Because, in an earlier time, I won pewter trophies at Lime Rock and held a lap record when 1:14 was considered blistering, I’m offered a chance to take my vintage Porsche on the track for a few “hot laps” — that is, drive on the track at racing speeds but not actually compete. A pair of crash helmets are pulled from the closet and the car windows go down. Kirkby, who came to Lime Rock after being a champion rally and race driver in England, bravely belts himself into the passenger seat.

The starter checks to make sure I have a Day-Glo orange wristband, and we’re off. Simon waves out the window to show overtaking cars on which side to pass (we don’t pass anyone). He points to the best “lines” to take in a corner and warns what’s coming up.

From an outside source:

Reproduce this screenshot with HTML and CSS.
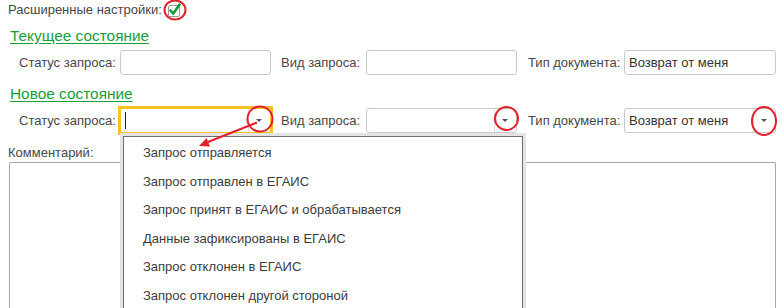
FILE: index.html
```html
<!DOCTYPE html>
<html lang="ru">

<head>
    <meta charset="UTF-8">
    <meta name="viewport" content="width=device-width, initial-scale=1.0">
    <title>Статус запроса</title>
    <link rel="stylesheet" href="styles.css">
</head>

<body>
    <div class="form">
        <div class="adv">
            <span>Расширенные настройки:</span>
            <span class="check">
                <svg width="16" height="16" viewBox="0 0 16 16">
                    <rect x="2.5" y="3.5" width="11" height="11" rx="1.5" fill="#fff" stroke="#9a9a9a" />
                    <path d="M4.5 8.5 L7.3 11.6 L13.6 2.6" fill="none" stroke="#159b3a" stroke-width="2.6" stroke-linecap="round" stroke-linejoin="round" />
                </svg>
            </span>
        </div>

        <div class="group-title">Текущее состояние</div>
        <div class="row">
            <div class="lbl lbl-status">Статус запроса:</div>
            <div class="field"></div>
            <div class="lbl lbl-kind">Вид запроса:</div>
            <div class="field"></div>
            <div class="lbl lbl-type">Тип документа:</div>
            <div class="field field-type"><span class="value">Возврат от меня</span></div>
        </div>

        <div class="group-title second">Новое состояние</div>
        <div class="row">
            <div class="lbl lbl-status">Статус запроса:</div>
            <div class="field dd focused">
                <span class="value"><span class="caret"></span></span>
                <span class="dd-btn"></span>
            </div>
            <div class="lbl lbl-kind">Вид запроса:</div>
            <div class="field dd">
                <span class="value"></span>
                <span class="dd-btn"></span>
            </div>
            <div class="lbl lbl-type">Тип документа:</div>
            <div class="field field-type dd">
                <span class="value">Возврат от меня</span>
                <span class="dd-btn"></span>
            </div>
        </div>

        <div class="comment-lbl">Комментарий:</div>
        <div class="comment"></div>
    </div>

    <div class="popup">
        <div class="opt">Запрос отправляется</div>
        <div class="opt">Запрос отправлен в ЕГАИС</div>
        <div class="opt">Запрос принят в ЕГАИС и обрабатывается</div>
        <div class="opt">Данные зафиксированы в ЕГАИС</div>
        <div class="opt">Запрос отклонен в ЕГАИС</div>
        <div class="opt">Запрос отклонен другой стороной</div>
    </div>

    <!-- красные пометки поверх формы -->
    <svg class="marks" width="784" height="308" viewBox="0 0 784 308">
        <g fill="none" stroke="#e4202a" stroke-width="2">
            <ellipse cx="175" cy="10" rx="10.5" ry="9.5" />
            <ellipse cx="260" cy="119" rx="12.5" ry="12.5" />
            <ellipse cx="506.5" cy="118.5" rx="11.5" ry="11.5" />
            <ellipse cx="764" cy="121" rx="12" ry="14" />
            <line x1="257" y1="122.5" x2="208" y2="142" />
        </g>
        <polygon points="199,146 210,146.4 206.6,138.1" fill="#e4202a" />
    </svg>
</body>

</html>
```

FILE: styles.css
```css
body {
    margin: 0;
    font-family: "Liberation Sans", Arial, sans-serif;
    font-size: 13px;
    color: #474747;
    background: #fff;
    overflow: hidden;
}

.form {
    width: 784px;
    height: 308px;
    overflow: hidden;
}

.adv {
    display: flex;
    align-items: center;
    height: 16px;
    line-height: 16px;
    padding: 2px 8px;
}

.adv .check {
    display: inline-flex;
    margin-left: 4px;
    margin-top: -1px;
}

.group-title {
    margin: 7px 0 0 10px;
    font-size: 15.4px;
    line-height: 18px;
    color: #16a03b;
    text-decoration: underline;
    text-underline-offset: 2px;
}

.group-title.second {
    margin-top: 10px;
}

.row {
    display: flex;
    align-items: center;
    margin-top: 5px;
    padding-left: 19px;
    height: 25px;
}

.lbl {
    line-height: 16px;
    white-space: nowrap;
}

.lbl-status {
    width: 101px;
}

.lbl-kind {
    width: 85px;
    margin-left: 10px;
}

.lbl-type {
    width: 96px;
    margin-left: 11px;
}

.field {
    box-sizing: border-box;
    display: flex;
    align-items: stretch;
    width: 151px;
    height: 25px;
    border: 1px solid #c9c9c9;
    border-radius: 3px;
    background: #fff;
}

.field-type {
    width: 152px;
}

.field .value {
    flex: 1;
    display: flex;
    align-items: center;
    padding-left: 4px;
    color: #333;
    white-space: nowrap;
    overflow: hidden;
}

.field.focused {
    border: 2px solid #f6c224;
    box-shadow: 0 0 0 1px #f6c224;
    border-radius: 0;
    height: 27px;
    margin: 0 -1px;
    width: 153px;
}

.caret {
    display: block;
    width: 1px;
    height: 17px;
    background: #222;
}

.dd-btn {
    position: relative;
    width: 21px;
    border-left: 1px solid #dcdcdc;
}

.dd-btn::after {
    content: "";
    position: absolute;
    left: 7px;
    top: 10px;
    border-left: 3px solid transparent;
    border-right: 3px solid transparent;
    border-top: 3px solid #555;
}

.comment-lbl {
    margin: 12px 0 0 8px;
    line-height: 16px;
}

.comment {
    box-sizing: border-box;
    margin: 1px 0 0 9px;
    width: 767px;
    height: 146px;
    border: 1px solid #a6a6a6;
    border-bottom: 0;
    border-radius: 2px 2px 0 0;
}

.popup {
    position: absolute;
    left: 123px;
    top: 136px;
    box-sizing: border-box;
    width: 400px;
    height: 172px;
    padding-top: 2px;
    border: 1px solid #707070;
    border-bottom: 0;
    box-shadow: 0 0 0 3px #e4e4e4;
    background: #fff;
}

.popup .opt {
    height: 28.6px;
    line-height: 28.6px;
    padding-left: 19px;
    color: #3c3c3c;
    white-space: nowrap;
}

.marks {
    position: absolute;
    left: 0;
    top: 0;
    pointer-events: none;
}
```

Lime Rock offers “hot laps” but these are, at best, “cool laps.” I am what serious race drivers call a moving roadblock, but there is still an adrenalin rush, a sharpening of the senses, an emotional high.

When we pull off, I’m stopped and lectured like an errant school boy for using the turn signals to show we were pulling into pit lane; the flashers here are counterintuitively used to indicate to overtaking cars where you want them to pass.

Back at the Driver’s Club building, Veitenheimer is showing Courtney pictures taken at a “field trip” the club took to the Watkins Glen racecourse in upstate New York in April, and then recommending places to take his new friends for dinner.

“It’s about more than just driving cars,” says Courtney. “It’s a family atmosphere. I’ve met a whole group of new people who will be friends for life.”

Simon Kirkby and the author, Don Rosendale, after a few “hot laps.”